Напротив, внешние проявления человека есть нечто преходящее и изменчивое — их можно снимать с себя в покаянии или при насилии; свою личину и свои привилегии человек может стянуть с себя при нужде, как змея старую кожу, и уйти в потаенную свободу своего сердца. На Западе личность есть именно лицо, и прикосновение к лицу, пощечина есть дотрагивание до обнаженного нерва. Плохо или хорошо сказалось это различие — вопрос другой, но сама эта разница есть… [53]
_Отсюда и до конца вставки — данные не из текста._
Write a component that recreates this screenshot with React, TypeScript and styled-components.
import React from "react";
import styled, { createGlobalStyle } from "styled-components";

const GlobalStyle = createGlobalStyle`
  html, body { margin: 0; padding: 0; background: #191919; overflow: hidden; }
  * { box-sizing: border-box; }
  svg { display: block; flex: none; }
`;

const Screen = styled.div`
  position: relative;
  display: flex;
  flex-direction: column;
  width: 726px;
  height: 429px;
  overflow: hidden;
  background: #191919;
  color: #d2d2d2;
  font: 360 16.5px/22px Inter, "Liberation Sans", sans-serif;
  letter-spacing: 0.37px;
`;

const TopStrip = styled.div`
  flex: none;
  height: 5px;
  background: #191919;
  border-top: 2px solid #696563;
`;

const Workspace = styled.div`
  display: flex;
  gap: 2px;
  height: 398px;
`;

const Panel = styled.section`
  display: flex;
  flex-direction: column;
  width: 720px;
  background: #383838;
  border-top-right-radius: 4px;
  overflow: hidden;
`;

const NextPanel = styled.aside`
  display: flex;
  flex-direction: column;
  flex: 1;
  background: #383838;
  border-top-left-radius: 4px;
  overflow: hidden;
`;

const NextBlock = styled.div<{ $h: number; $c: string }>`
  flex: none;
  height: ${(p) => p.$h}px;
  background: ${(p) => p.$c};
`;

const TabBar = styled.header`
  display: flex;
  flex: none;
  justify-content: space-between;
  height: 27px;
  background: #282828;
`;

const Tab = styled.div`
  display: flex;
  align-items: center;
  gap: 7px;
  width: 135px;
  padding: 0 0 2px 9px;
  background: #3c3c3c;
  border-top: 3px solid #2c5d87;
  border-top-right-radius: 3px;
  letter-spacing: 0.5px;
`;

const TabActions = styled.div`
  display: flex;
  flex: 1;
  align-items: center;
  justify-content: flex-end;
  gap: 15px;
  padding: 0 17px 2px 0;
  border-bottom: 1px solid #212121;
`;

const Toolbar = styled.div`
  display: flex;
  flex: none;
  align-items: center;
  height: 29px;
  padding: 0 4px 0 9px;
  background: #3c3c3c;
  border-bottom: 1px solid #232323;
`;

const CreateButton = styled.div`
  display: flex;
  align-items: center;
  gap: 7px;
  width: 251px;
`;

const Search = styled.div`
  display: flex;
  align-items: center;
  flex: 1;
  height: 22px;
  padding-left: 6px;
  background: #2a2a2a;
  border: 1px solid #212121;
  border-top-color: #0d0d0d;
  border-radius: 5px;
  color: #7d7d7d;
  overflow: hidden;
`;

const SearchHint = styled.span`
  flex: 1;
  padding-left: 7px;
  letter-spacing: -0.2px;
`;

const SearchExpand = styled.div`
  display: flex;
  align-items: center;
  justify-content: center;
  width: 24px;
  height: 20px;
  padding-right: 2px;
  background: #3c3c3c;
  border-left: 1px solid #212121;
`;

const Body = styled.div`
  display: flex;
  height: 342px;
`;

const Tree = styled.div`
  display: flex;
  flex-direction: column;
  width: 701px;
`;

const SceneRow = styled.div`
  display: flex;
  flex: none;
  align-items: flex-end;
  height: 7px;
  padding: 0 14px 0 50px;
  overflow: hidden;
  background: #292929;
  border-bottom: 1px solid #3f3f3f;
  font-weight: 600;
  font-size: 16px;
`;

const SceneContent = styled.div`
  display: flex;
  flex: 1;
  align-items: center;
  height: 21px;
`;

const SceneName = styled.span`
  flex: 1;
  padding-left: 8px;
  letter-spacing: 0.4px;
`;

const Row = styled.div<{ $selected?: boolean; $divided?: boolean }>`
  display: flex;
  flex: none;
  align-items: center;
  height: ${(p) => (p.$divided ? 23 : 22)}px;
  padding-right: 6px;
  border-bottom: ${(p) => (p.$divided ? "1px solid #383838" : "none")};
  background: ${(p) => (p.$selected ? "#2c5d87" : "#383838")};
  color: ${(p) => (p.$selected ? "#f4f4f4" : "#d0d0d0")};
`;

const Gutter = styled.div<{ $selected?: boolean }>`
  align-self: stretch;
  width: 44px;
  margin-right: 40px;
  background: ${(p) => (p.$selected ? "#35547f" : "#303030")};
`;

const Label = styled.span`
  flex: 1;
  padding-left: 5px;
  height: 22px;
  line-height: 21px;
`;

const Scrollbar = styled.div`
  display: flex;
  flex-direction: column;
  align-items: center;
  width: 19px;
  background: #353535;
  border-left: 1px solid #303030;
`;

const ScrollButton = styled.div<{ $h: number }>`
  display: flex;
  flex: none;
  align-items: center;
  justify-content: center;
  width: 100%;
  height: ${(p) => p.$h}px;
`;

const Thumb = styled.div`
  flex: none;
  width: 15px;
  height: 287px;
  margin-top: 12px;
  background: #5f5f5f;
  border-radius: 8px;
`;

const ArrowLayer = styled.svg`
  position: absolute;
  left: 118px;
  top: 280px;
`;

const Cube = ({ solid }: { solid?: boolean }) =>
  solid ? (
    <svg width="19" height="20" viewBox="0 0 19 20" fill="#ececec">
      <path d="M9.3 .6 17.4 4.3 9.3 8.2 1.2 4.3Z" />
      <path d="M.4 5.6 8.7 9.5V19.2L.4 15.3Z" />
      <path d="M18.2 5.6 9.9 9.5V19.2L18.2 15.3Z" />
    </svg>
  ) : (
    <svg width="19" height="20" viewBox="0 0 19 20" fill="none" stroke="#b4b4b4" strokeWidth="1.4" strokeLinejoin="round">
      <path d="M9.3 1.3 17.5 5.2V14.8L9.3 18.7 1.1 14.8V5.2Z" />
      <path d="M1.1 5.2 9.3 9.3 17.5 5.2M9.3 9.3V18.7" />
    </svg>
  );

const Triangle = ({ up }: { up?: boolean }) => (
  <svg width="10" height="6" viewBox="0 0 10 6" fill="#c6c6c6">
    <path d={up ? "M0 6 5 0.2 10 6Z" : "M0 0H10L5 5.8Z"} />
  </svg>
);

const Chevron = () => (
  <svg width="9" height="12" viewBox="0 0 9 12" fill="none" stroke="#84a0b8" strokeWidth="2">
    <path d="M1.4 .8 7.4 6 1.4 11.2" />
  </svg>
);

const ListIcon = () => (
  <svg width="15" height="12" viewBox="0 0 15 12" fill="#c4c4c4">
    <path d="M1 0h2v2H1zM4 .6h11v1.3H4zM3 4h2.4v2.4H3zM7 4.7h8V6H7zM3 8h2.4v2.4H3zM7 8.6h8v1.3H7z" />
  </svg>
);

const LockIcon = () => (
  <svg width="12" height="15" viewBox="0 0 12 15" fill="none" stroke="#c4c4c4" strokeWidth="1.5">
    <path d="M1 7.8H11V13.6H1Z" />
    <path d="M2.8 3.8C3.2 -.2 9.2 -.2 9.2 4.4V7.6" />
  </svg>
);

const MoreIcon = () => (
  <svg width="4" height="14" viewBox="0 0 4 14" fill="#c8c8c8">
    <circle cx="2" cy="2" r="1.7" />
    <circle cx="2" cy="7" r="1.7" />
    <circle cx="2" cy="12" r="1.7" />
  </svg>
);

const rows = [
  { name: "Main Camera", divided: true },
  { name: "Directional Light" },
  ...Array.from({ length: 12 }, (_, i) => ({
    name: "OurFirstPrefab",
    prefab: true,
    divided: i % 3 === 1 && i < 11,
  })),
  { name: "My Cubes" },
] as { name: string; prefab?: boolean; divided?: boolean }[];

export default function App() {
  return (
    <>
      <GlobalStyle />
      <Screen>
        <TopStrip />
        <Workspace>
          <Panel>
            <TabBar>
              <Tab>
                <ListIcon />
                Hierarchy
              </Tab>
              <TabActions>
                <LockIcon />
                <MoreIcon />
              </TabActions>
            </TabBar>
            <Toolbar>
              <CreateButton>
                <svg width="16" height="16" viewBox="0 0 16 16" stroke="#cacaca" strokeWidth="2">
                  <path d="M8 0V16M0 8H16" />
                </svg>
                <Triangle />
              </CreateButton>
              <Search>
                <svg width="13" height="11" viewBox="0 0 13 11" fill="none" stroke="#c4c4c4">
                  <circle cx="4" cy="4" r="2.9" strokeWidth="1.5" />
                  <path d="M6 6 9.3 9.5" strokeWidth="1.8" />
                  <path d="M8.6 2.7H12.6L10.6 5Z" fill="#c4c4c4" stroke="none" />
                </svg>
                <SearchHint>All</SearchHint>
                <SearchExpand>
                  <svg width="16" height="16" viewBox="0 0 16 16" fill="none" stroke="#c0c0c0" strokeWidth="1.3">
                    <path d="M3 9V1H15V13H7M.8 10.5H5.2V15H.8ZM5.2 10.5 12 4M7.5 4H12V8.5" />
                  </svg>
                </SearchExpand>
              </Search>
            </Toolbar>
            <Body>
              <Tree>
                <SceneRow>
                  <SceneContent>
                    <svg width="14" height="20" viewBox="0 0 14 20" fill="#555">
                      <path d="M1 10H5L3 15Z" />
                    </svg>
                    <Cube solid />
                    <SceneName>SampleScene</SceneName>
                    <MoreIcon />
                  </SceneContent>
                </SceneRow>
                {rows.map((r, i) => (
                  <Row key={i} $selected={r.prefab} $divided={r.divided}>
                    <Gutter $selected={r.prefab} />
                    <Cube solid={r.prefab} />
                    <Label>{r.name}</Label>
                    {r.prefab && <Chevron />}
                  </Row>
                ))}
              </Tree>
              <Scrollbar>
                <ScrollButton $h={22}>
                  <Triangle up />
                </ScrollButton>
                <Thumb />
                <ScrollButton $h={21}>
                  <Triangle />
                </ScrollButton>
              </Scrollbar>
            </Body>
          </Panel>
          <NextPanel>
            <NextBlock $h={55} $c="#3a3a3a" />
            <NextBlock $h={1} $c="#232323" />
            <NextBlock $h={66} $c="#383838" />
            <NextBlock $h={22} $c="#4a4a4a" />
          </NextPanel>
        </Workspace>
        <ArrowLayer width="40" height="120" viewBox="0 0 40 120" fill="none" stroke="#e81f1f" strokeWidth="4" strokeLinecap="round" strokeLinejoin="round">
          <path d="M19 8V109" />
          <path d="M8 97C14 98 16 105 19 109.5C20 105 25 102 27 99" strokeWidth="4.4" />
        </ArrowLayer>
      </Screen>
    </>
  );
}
Кардинал Рацингер, пользуясь модным философским жаргоном, говорит о “тотальной относительности экзистенции” {145} . Его триадология последовательна и вполне обнажает крайности томизма: “Сын как Сын и поскольку Он Сын, целиком и полностью не от Себя и именно поэтому полностью един с Отцом, ибо Он ничто помимо Отца. Логика неумолимая: если нет ничего, в чем Он есть только Он, если нет ничего, ограничивающего Его сферу, Он совпадает с Отцом, “един” с Ним. Слово “Сын” выражает именно эту тотальность зависимости” [54] . Вопрос о том, что же “со-относится” через “персону”, остается неясен. Если личность есть только отношение, то сама по себе она есть “ничто”. Если сам субъект есть отношение, то кто же является субъектом отношения? Греческая ипостась тут уже без остатка растворилась в персоне. По мысли кардинала “бытие Иисуса есть бытие всецело открытое, в котором нет места утверждению в самом себе и опоры на самого себя, это бытие есть чистое отношение” {146} . Если личность есть со-отнесенность, то тогда человек просто обречен на онтологический коммунизм, на вечное даже не со-бытие с другими, а бытие в других.
53
«В учении о Троице мы прежде всего сталкиваемся с западною догмой Filioque. Я с удовольствием и очень отчетливо представляю себе улыбку на лице даже богословски-образованного (а таких ведь немного) читателя этого очерка. До сих пор у нас держится убеждение, что как раз Filioque является наименее важным разногласием между восточной и западной церквами. Не в нем, по общему мнению, помеха (а — в папских притязаниях): оно не характерно, не симптоматично. И разве можно, будучи в здравом уме и твердой памяти, придавать такое значение богословским тонкостям? А тут еще католические богословы уверяют (хочу думать, что optima fide), будто “и от Сына” совсем равнозначно встречающемуся у авторитетнейших восточных отцов и учителей церкви “чрез сына”. По-видимому, и спорить-то не о чем. В богословских ли тонкостях религия? Она в нравственности, в том, что важно для жизни, а не в умствованиях и “мелочах”. Таково общее мнение. Но “общее” и распространенное всегда подозрительно, ибо люди неразумные и необразованные всегда составляют большинство. И я обвиняю защитников приведенного сейчас понимания дела в довольно тяжелых грехах. Они легкомысленно относятся к абсолютной истине, полагая, что она может быть недейственною и неполною, и что понимание для жизни безразлично. Тогда зачем они, со своей же точки зрения непоследовательно признают другие догмы христианства? Если дело в морали, то не все ли равно: верить в триединство Бога, во многих богов или ни в какого бога не верить? Надо быть последовательным, и необходимо, говоря о религии, понимать, что в ней деятельность не отделима от познания, что в ней все до последней йоты жизненно и каждой догматической ошибке, какою бы ничтожной она ни казалась, неизбежно сопутствует моральный грех» (Карсавин Л. П. Восток, Запад и русская идея // Сочинения. М., 1993, с. 184-185).
145
Рацингер Й. Введение в христианство, с. 172.
54
Там же, с. 137. В этом рассуждении, формально построенном безупречно, используется тем не менее некоторая недоговоренность: ведь если Сын без Отца — ничто, то и Отец без Сына тоже… Отец и Сын — именования взаимно-соотносительные, однако если для восточной традиции эти именования используются для различения ипостасей Отца и Сына, то в рассуждении Рацингера указание на соотносительность имен используется по сути для слияния ипостасей. Именем Сын указуется ипостась Сына, но Его ипостасность не исчерпывается Его происхождением — “рождением от Отца”. Следовательно, соотносительные имена Отца и Сына не исчерпывают Их ипостасность.
146
Рацингер Й. Введение в христианство, с. 137.